A common variation on the above-described process is to expose a liquid photopolymerizable resin to actinic radiation from two sides of the resin layer. See, for example, U.S. Pat. No. 3,848,998 to Yonekura et al. The recognized advantages of exposing from the back (through a backing sheet) as well as the front (through an image-bearing transparency) include better adhesion of the photopolymerizable composition to the backing sheet, better relief image formation, and overcoming the inhibition to polymerization of photopolymerizable resin that is exposed to oxygen with increased control over the relief image height.

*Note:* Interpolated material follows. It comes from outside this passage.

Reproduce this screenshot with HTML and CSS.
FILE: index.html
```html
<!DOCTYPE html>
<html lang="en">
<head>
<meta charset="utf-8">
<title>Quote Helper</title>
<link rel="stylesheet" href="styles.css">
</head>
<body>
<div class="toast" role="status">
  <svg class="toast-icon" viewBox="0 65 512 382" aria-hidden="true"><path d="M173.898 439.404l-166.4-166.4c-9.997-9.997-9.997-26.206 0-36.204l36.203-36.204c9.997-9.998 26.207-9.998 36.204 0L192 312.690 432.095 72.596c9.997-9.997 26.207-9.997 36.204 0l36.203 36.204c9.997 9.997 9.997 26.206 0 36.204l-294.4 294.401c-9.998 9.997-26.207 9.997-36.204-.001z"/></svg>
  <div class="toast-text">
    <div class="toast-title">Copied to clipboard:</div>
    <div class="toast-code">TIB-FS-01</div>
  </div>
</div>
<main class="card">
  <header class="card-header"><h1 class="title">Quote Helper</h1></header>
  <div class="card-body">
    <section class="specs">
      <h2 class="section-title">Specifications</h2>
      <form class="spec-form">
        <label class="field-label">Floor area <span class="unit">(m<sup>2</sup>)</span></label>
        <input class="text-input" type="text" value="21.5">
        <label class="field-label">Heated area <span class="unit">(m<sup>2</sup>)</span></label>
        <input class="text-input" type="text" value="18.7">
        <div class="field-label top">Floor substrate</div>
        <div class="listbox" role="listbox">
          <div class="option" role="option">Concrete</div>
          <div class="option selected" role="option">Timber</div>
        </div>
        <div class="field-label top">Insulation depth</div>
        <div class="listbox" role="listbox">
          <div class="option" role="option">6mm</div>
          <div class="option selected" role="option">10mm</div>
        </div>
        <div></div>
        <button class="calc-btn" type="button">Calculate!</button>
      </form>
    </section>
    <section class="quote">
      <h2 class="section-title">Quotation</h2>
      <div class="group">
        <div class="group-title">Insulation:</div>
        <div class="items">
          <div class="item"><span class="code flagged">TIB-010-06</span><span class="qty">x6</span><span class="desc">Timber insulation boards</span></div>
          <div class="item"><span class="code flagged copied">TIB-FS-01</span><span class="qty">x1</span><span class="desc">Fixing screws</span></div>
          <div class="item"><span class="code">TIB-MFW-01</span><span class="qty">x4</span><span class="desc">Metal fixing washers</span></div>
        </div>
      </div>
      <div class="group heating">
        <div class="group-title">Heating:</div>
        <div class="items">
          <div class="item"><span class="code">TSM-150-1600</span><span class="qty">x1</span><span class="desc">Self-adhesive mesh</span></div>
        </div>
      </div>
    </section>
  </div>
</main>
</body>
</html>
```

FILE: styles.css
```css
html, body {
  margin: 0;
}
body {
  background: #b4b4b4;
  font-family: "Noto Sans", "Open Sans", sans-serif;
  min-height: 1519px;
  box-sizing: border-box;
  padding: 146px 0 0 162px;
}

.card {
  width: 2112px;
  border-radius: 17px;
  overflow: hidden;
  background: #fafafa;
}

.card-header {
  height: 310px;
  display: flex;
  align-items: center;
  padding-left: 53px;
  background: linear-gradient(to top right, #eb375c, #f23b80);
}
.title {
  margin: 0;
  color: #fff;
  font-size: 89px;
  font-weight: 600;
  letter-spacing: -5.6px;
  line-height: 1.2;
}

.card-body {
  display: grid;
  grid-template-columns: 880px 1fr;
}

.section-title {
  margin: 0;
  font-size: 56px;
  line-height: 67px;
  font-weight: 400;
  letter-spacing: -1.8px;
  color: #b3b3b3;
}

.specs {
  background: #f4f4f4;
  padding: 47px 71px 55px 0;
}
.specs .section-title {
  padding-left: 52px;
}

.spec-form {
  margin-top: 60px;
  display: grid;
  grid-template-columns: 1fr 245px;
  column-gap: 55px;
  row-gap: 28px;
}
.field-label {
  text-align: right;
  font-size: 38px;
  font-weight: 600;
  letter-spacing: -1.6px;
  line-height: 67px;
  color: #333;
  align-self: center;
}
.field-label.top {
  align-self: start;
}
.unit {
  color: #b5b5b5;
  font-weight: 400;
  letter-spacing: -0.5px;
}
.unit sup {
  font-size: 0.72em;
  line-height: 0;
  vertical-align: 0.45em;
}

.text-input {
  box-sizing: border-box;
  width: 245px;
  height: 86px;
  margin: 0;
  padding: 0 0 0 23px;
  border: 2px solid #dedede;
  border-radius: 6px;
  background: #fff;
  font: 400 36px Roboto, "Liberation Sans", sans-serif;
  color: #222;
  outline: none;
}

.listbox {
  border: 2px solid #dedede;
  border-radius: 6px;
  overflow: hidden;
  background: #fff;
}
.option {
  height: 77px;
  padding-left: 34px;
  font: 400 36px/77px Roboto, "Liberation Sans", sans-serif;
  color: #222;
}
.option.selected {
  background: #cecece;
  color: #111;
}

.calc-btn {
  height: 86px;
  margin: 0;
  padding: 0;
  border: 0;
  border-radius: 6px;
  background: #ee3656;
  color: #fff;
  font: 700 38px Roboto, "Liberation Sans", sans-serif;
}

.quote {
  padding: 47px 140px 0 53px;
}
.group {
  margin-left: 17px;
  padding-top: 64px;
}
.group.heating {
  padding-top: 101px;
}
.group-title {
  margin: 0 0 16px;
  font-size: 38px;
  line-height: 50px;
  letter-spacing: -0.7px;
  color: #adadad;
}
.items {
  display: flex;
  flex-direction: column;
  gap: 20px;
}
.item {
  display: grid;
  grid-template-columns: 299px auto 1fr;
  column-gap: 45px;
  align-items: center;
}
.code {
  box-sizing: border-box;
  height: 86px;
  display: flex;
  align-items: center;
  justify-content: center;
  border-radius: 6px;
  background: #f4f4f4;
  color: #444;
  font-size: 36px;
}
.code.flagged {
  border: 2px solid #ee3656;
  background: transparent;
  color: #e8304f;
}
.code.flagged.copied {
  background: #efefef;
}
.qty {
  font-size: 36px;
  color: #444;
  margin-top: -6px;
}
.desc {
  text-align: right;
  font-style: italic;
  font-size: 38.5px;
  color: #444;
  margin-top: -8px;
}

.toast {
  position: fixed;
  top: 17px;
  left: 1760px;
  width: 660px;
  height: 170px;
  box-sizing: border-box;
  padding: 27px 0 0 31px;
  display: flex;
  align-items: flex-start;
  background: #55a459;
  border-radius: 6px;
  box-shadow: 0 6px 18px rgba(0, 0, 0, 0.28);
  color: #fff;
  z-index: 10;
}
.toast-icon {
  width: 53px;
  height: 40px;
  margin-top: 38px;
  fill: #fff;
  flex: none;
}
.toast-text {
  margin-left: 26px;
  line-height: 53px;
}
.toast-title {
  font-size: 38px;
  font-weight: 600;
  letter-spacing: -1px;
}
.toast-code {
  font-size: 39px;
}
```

In all areas not exposed to UV radiation, the photopolymerizable resin remains liquid after exposure and can then be recovered and reclaimed. In a typical process, the uncured photopolymerizable resin is physically removed from the plate in a further process step such that it can be reused to make further plates. Any residual traces of liquid photopolymerizable resin remaining are then removed by nozzle washing or brush washing using a wash-out solution to obtain a washed-out plate, leaving behind the cured relief image. This reclamation technique not only saves material costs of the photopolymerizable resin but also reduces the use and cost of developing chemistry and makes a lighter relief image plate that is safer and easier to handle.

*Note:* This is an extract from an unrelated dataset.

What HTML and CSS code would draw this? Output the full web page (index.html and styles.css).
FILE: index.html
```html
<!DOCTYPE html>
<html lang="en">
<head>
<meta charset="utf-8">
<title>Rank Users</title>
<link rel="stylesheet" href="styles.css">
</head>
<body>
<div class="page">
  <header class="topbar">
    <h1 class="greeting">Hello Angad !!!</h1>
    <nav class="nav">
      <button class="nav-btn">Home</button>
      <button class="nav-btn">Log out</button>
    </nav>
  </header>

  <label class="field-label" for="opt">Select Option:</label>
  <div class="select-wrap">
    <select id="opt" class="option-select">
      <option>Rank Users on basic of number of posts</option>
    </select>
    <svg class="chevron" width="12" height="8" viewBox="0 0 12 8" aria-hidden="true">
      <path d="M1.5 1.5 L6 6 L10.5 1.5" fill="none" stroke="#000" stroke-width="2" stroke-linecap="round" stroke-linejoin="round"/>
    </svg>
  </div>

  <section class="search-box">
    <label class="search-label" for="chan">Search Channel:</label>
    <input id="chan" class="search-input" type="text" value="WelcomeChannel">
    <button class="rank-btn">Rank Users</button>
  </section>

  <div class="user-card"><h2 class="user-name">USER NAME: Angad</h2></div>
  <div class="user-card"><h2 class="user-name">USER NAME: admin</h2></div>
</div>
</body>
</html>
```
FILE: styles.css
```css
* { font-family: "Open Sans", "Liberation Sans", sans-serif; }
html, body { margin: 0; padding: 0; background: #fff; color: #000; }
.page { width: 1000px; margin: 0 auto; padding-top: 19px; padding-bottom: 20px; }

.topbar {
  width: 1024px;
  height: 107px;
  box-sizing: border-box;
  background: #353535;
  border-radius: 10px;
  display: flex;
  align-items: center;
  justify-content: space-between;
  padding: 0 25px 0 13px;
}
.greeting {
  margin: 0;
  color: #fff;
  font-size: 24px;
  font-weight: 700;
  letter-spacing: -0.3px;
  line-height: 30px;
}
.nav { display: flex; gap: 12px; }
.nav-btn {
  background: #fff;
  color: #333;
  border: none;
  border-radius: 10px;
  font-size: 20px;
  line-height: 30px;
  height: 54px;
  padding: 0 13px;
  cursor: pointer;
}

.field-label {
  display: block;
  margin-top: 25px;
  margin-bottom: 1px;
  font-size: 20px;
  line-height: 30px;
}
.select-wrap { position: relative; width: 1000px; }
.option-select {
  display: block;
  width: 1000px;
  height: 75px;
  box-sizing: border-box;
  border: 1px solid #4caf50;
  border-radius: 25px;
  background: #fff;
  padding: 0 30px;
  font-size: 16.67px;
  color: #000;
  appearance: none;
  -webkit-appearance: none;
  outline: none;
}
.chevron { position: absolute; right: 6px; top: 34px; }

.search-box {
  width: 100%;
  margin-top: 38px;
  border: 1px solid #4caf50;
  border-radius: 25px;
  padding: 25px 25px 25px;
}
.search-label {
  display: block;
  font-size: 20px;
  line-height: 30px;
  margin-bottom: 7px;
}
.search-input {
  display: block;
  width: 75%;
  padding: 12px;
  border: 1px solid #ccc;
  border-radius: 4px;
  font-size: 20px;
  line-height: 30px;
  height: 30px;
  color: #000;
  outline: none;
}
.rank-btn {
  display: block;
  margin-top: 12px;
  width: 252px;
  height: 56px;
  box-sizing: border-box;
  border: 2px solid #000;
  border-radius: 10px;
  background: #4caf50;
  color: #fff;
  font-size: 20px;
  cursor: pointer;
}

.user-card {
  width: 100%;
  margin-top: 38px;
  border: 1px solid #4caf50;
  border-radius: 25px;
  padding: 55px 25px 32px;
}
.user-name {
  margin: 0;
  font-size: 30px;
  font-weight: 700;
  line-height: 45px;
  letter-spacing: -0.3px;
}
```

Residual traces of liquid photopolymerizable resin remaining in the regions of the photopolymerizable resin which were protected from the actinic radiation by the opaque regions of the image or film negative can then be washed away using a developer solution or by other development means as is known in the art. The cured regions are insoluble in the developer solution. Thereafter, the cured printing plate may be subjected to various post exposure steps. For example, the plate may be completely immersed in water and exposed to actinic radiation such as UV light emitted from a light source to perform a complete curing of the entire plate and to increase plate strength. After development, a relief image formed of cured photopolymerizable resin is obtained.

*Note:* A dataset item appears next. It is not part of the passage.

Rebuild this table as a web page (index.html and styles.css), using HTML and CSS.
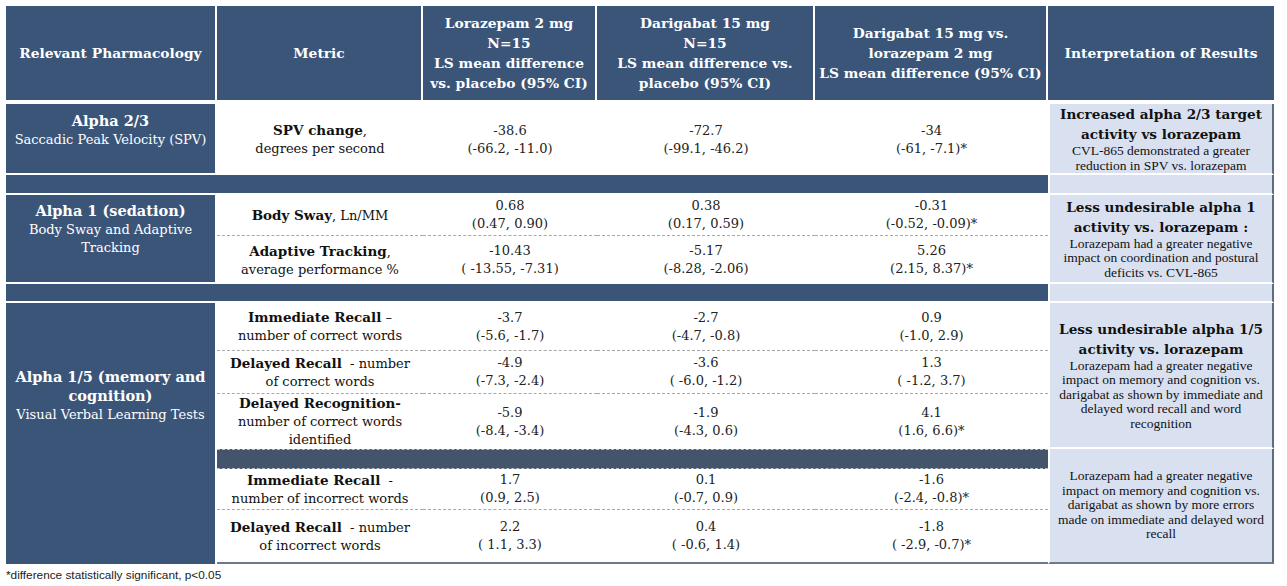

Liquid platemaking processes are also described, for example in U.S. Pat. No. 5,213,949 to Kojima et al., U.S. Pat. No. 5,813,342 to Strong et al. and U.S. Patent Publication No. 2008/0107908 to Long et al., the subject matter of each of which is herein incorporated by reference in its entirety.
U.S. Patent Publication No. 2003/0111771 to Gybin et al., the subject matter of which is herein incorporated by reference in its entirety, describes a mold making process for making cast objects. Gybin describes a method of forming a mold that can be used for making customized molded objects or making low-volume molded components. A photosensitive film laminate, including at least one layer of photosensitive material, is selectively exposed to actinic radiation and a portion that corresponds to either the exposed or unexposed portion of the photosensitive material is removed. Removal of this portion forms a relief surface in the laminate film and a casting material can then be applied to relief surface to form a cast article. Suitable casting materials include, but are not limited to plaster, resins, and low melting temperature metal alloys.
U.S. Pat. No. 4,668,607 to Wojcik, the subject matter of which is herein incorporated by reference in its entirety, describes another process for using photosensitive resins in the production of casting molds, particularly for use with cast metal, including bronze which includes forming a master mold and then a female mold from the master mold. In the fabrication of bronze castings, including for example, decorative or commemorative plaques and the like, a female mold is usually prepared into which bronze or other metal is poured.
As described in Wojcik, generally the first exposure is a backside imagewise exposure followed by an overall exposure through the backside (i.e., “backflash”) and frontal imagewise exposure through a film negative or other photomask which bears the image or design desired. After exposure, the unhardened areas of the layer are removed by solvent development to form the master. The master is then used in mold casting whereby a mixture of mold-making material, e.g., comprising sand and wax as known to those skilled in the art, is packed over the master to replicate a complementary relief pattern, and, following removal of the master, a female mold results which is suitable for casting of a metal decorative plaque or other article. In order to produce such a decorative metal article, molten bronze or other known casting metals, e.g., silver, aluminum, gold, platinum, copper, etc. is cast into a mold containing a complementary recessed pattern of the raised pattern found in the plaque.
The typical method of imagewise exposing and developing liquid photopolymerizable resins produces relief images in which the relief comprises a raised pattern of cured photopolymer, and the raised pattern comprises essentially flat top surfaces of the raised pattern and sharp edges at the point where the top surface of the raised pattern meets the sidewall of the raised pattern. This is typical of curing against a flat surface or under impression by a flat surface as is done is liquid photocuring and produces a desirable result, especially for relief image printing in which a substantially planar printing surface is necessary to produce a good result.
In other applications however, rounded/smooth image edges would be preferable and desirable, such that there is not as sharp edge at the point where the top surface of the raised pattern meets the sidewall of the raised pattern. Rounded/smooth image edges are often desired, for example, in signage applications, bronze casting and molding applications, and applications which involve the formation of Braille dots.
Thus, it would be desirable to provide a method of curing liquid photopolymerizable resins to produce a relief image having rounded and/or smooth edges.